Challenges and Future Prospects
Despite its promising potential, the graphene-based invisibility cloak faces several hurdles before it can become widely available:
- Energy Consumption: The requirement for precise voltage control across numerous graphene segments demands efficient power management systems.
- Production Costs: Graphene is still an expensive material to mass-produce, making large-scale adoption economically challenging.
- Durability and Wearability: While graphene is lightweight and flexible, integrating it into comfortable, everyday clothing remains a challenge.
However, researchers believe that with continued advancements in nanotechnology and material engineering, these issues will be overcome. The development roadmap suggests that within the next 5 to 10 years, the first consumer-ready versions of this thermal invisibility jacket could hit the market.
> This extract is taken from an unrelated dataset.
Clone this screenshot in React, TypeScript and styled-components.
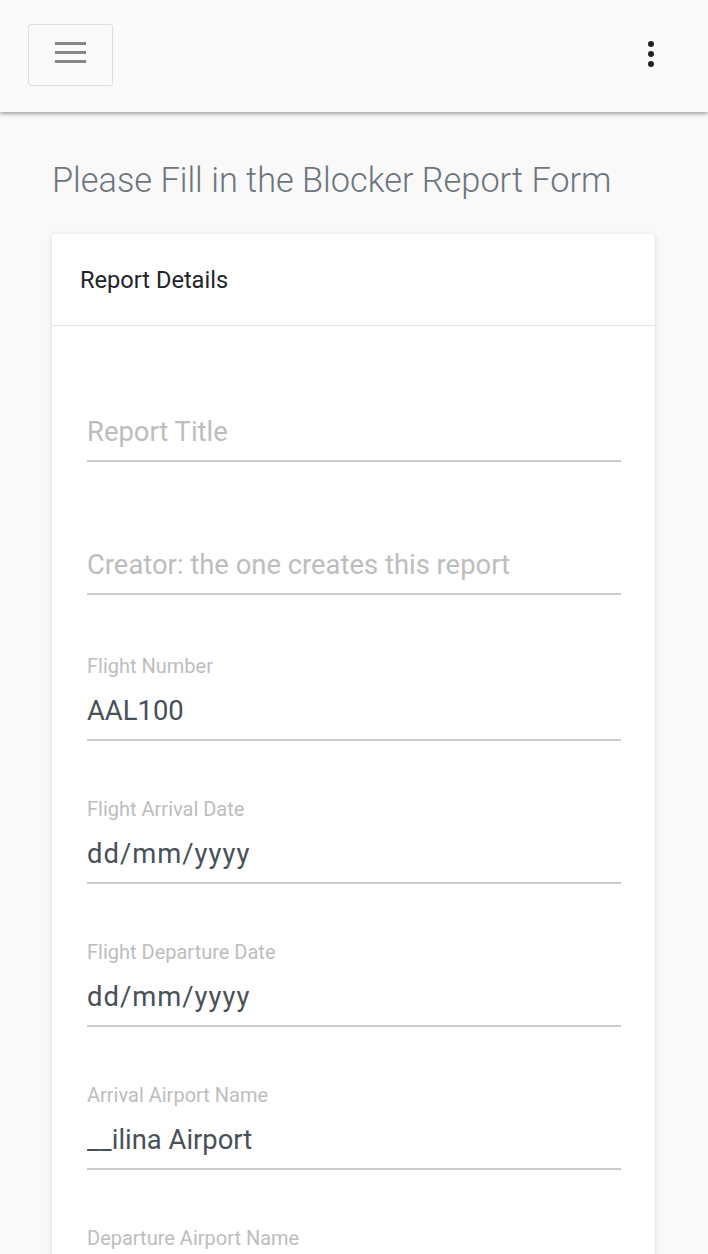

The Dawn of Next-Generation Stealth Technology
The discovery of graphene-based cloaking technology marks the beginning of an era where invisibility is no longer just science fiction. As researchers continue refining and improving this state-of-the-art material, we move closer to a future where true stealth technology is within reach.
Whether in defense, emergency response, or everyday applications, this invisibility cloak is set to redefine the boundaries of what’s possible in material science and wearable technology. As the technology matures, we can expect to see innovations that will transform industries and reshape the future of concealment and camouflage.